Look at the data below and print exactly the lines from its first line through the line with "import React from 'react';"; the pictures stay out of the copy.

>> begin Material provided

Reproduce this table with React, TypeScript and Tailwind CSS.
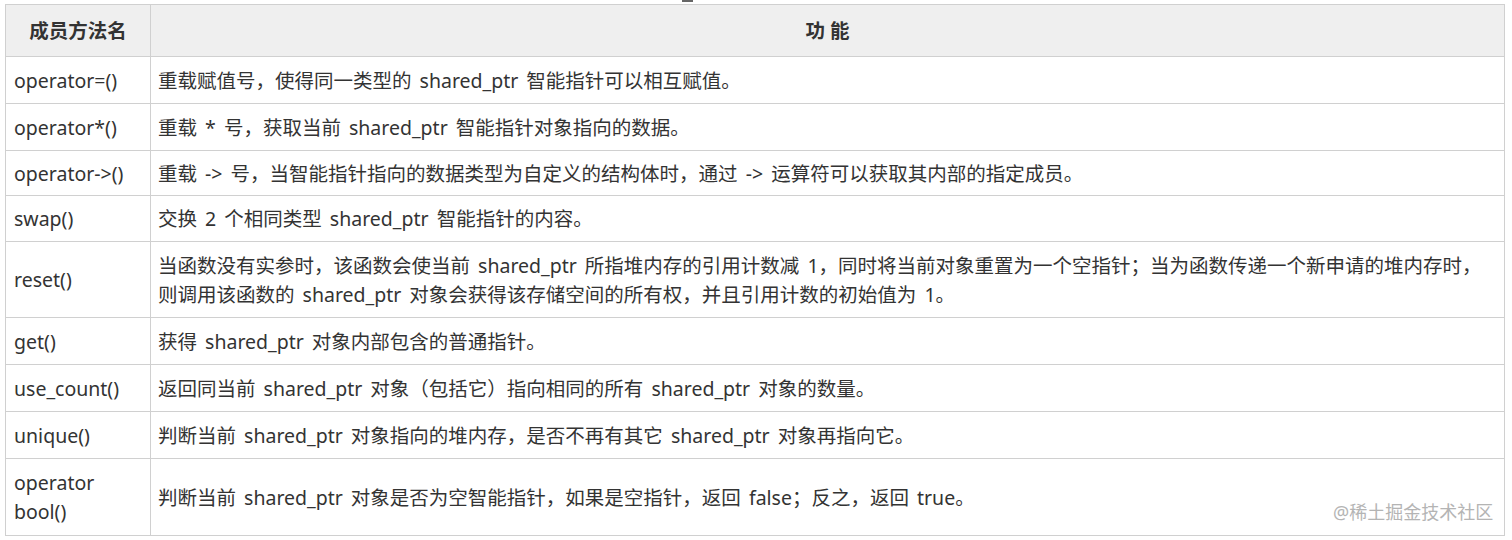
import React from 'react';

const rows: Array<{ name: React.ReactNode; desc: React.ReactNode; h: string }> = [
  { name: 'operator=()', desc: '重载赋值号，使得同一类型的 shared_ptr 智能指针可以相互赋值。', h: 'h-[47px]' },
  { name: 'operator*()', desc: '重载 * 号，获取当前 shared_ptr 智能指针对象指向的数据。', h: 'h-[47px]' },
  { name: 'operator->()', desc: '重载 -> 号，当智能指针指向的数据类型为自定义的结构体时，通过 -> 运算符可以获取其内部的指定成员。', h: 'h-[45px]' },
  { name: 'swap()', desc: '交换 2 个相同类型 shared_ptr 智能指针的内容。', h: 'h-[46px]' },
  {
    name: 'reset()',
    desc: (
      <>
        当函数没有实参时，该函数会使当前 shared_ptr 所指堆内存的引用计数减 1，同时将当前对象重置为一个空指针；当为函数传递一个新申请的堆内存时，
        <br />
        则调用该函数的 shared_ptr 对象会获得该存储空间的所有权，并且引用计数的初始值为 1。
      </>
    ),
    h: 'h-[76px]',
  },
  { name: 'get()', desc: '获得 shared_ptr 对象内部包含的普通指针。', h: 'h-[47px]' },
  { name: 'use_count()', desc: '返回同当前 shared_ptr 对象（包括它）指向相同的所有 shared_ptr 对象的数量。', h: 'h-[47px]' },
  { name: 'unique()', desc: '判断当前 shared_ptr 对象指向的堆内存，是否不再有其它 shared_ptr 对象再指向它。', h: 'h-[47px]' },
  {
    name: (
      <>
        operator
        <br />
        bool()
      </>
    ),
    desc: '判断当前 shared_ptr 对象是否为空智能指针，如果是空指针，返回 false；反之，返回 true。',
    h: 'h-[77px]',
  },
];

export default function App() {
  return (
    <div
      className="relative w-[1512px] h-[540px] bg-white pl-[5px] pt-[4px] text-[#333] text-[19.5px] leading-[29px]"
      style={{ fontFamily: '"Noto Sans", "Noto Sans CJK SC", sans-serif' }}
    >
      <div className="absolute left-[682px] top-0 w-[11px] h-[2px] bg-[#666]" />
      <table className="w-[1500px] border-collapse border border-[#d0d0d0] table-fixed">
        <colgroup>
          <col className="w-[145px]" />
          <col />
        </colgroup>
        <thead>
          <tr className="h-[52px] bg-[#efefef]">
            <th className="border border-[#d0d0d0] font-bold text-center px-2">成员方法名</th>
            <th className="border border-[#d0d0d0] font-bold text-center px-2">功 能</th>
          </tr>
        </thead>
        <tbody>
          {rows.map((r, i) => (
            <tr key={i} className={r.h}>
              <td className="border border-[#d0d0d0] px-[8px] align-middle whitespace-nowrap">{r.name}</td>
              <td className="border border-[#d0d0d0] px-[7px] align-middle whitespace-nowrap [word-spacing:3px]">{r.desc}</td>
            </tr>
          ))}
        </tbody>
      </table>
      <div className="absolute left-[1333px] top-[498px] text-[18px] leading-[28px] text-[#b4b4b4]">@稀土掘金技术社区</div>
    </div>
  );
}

>> end Material provided

▶ **Exercise result**:
Reproduce this table with React, TypeScript and Tailwind CSS.
import React from 'react';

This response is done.